More recently I paid a visit to Bill Windes, whose house is a two-acre in-holding surrounded by the phase 1 parcel. Windes, who moved into his nearly century-old house in 1977, was hired by Louisiana-Pacific to manage the McKay Tract. He pointed out landmarks as we scanned the landscape from his deck. Fingers of blackberry bushes and young alders were reclaiming the flat, bottom land that had been cultivated and ranched for years to feed the logging crews. The ranch house, once home to former County Supervisor Roger Rodoni, and its outbuildings were long gone. The spruce planted just east of Ryan Creek less than 20 years ago now obscures the channel and the R-Line road. I could just pick out the faint remnants of the railroad grade and the route of the old road to the ranch and Windes' home. There was a time when his house overlooked a flurry of motion, the screeching of engines and yells of mud-caked lumbermen. Nature finds little resistance from humans these days.

As we drank tea around his kitchen table, Windes, who has been retired for more than a decade now, told me he thought that this project was a "good opportunity for the community." There was no question in his mind, as he did some quick calculations, that even limited yield should eventually more than cover the cost of trails, policing and managing the forest. He felt that the greater presence of the community would actually reduce the homeless camps, garbage dumping, unleashed dogs and perhaps even the most intractable problem of motorcycles.

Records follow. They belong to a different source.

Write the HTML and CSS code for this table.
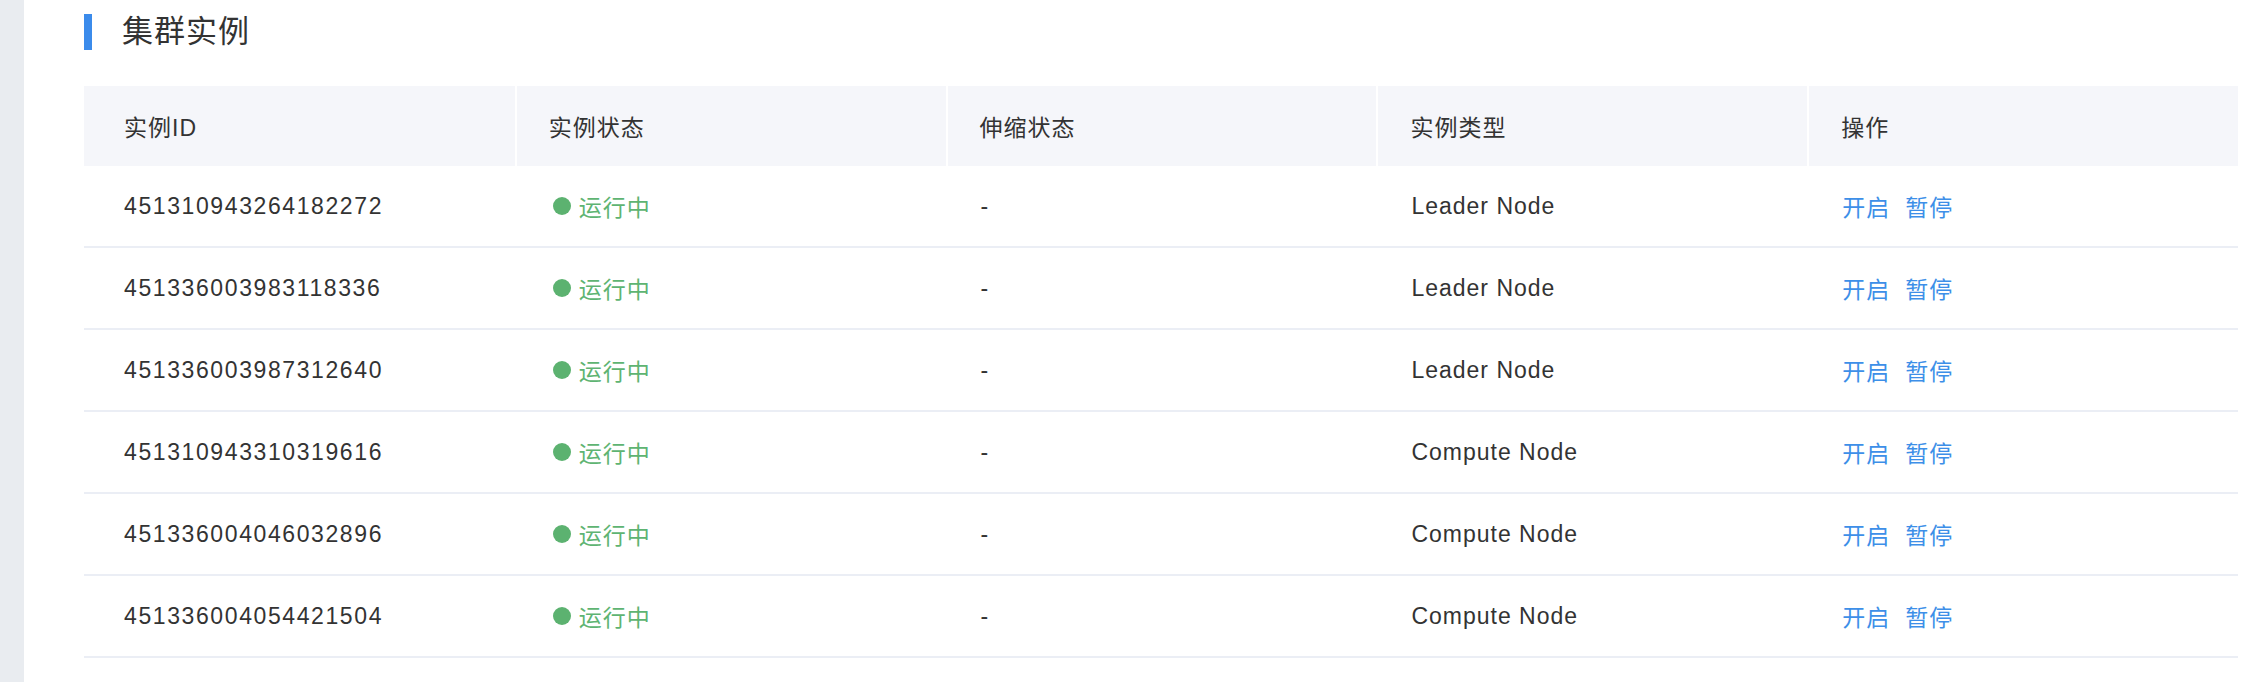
FILE: index.html
```html
<!DOCTYPE html>
<html lang="zh-CN">
<head>
<meta charset="utf-8">
<title>集群实例</title>
<link rel="stylesheet" href="styles.css">
</head>
<body>
<div class="page">
  <aside class="sidebar"></aside>
  <main class="main">
    <div class="section-title">
      <span class="title-bar"></span>
      <h2 class="title-text">集群实例</h2>
    </div>
    <div class="table">
      <div class="row head">
        <div class="cell">实例ID</div>
        <div class="cell">实例状态</div>
        <div class="cell">伸缩状态</div>
        <div class="cell">实例类型</div>
        <div class="cell">操作</div>
      </div>
      <div class="row">
        <div class="cell id">451310943264182272</div>
        <div class="cell state"><span class="status"><span class="dot"></span>运行中</span></div>
        <div class="cell">-</div>
        <div class="cell">Leader Node</div>
        <div class="cell"><a class="action">开启</a><a class="action">暂停</a></div>
      </div>
      <div class="row">
        <div class="cell id">451336003983118336</div>
        <div class="cell state"><span class="status"><span class="dot"></span>运行中</span></div>
        <div class="cell">-</div>
        <div class="cell">Leader Node</div>
        <div class="cell"><a class="action">开启</a><a class="action">暂停</a></div>
      </div>
      <div class="row">
        <div class="cell id">451336003987312640</div>
        <div class="cell state"><span class="status"><span class="dot"></span>运行中</span></div>
        <div class="cell">-</div>
        <div class="cell">Leader Node</div>
        <div class="cell"><a class="action">开启</a><a class="action">暂停</a></div>
      </div>
      <div class="row">
        <div class="cell id">451310943310319616</div>
        <div class="cell state"><span class="status"><span class="dot"></span>运行中</span></div>
        <div class="cell">-</div>
        <div class="cell">Compute Node</div>
        <div class="cell"><a class="action">开启</a><a class="action">暂停</a></div>
      </div>
      <div class="row">
        <div class="cell id">451336004046032896</div>
        <div class="cell state"><span class="status"><span class="dot"></span>运行中</span></div>
        <div class="cell">-</div>
        <div class="cell">Compute Node</div>
        <div class="cell"><a class="action">开启</a><a class="action">暂停</a></div>
      </div>
      <div class="row">
        <div class="cell id">451336004054421504</div>
        <div class="cell state"><span class="status"><span class="dot"></span>运行中</span></div>
        <div class="cell">-</div>
        <div class="cell">Compute Node</div>
        <div class="cell"><a class="action">开启</a><a class="action">暂停</a></div>
      </div>
    </div>
  </main>
</div>
</body>
</html>
```

FILE: styles.css
```css
html, body {
  margin: 0;
  padding: 0;
  background: #ffffff;
}

body {
  font-family: "Liberation Sans", "Noto Sans CJK SC", sans-serif;
  color: #333333;
}

.page {
  display: flex;
  min-height: 682px;
}

.sidebar {
  width: 24px;
  flex: 0 0 24px;
  background: #e9ecf0;
}

.main {
  flex: 1;
  padding: 14px 24px 0 60px;
}

.section-title {
  display: flex;
  align-items: center;
  height: 36px;
  margin-bottom: 36px;
}

.title-bar {
  width: 8px;
  height: 36px;
  background: #3b8beb;
  margin-right: 30px;
}

.title-text {
  margin: 0;
  font-size: 31px;
  font-weight: normal;
  letter-spacing: 1px;
  line-height: 36px;
  color: #333333;
}

.table {
  width: 2154px;
}

.row {
  display: grid;
  grid-template-columns: repeat(5, 1fr);
  height: 82px;
  box-sizing: border-box;
  border-bottom: 2px solid #ebeef5;
  font-size: 23px;
  letter-spacing: 1px;
}

.row.head {
  height: 80px;
  border-bottom: none;
  background: #f5f6fa;
}

.cell {
  display: flex;
  align-items: center;
  padding-left: 35px;
  white-space: nowrap;
}

.cell:first-child {
  padding-left: 40px;
}

.cell.id {
  letter-spacing: 1.6px;
}

.cell.state {
  padding-left: 38px;
}

.head .cell {
  padding-left: 32px;
  border-left: 2px solid #ffffff;
}

.head .cell:first-child {
  padding-left: 40px;
  border-left: none;
}

.status {
  display: inline-flex;
  align-items: center;
  color: #5eb472;
}

.dot {
  width: 18px;
  height: 18px;
  border-radius: 50%;
  background: #5cb270;
  margin-right: 8px;
}

.action {
  color: #3d8fe8;
  margin-right: 15px;
  cursor: pointer;
}
```
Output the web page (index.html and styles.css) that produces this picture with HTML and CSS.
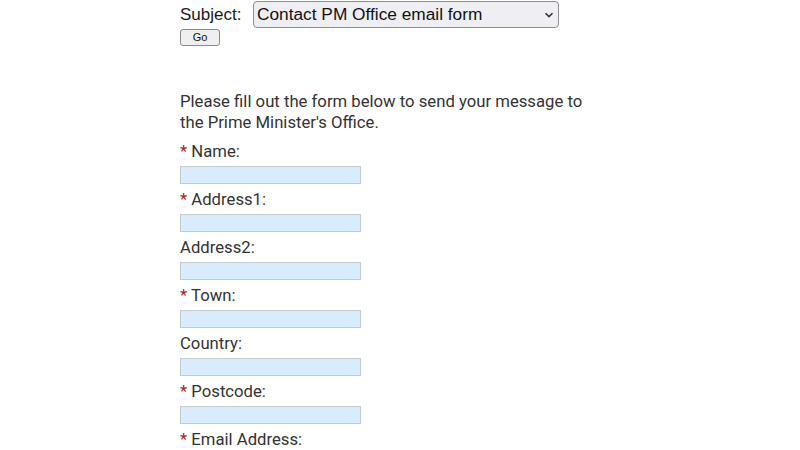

I later drove out to the far eastern end of Park Street to the edge of the slough, the north end of phase 1. It offered a fuller perspective on the importance of the McKay Tract and the natural beauty that keeps so many of us here — the sun dropping low, casting that winter light across the expanse of wetlands and the forest rising to the south, the flocks of noisy waterfowl and the high country of Kneeland, capped with a dusting of snow.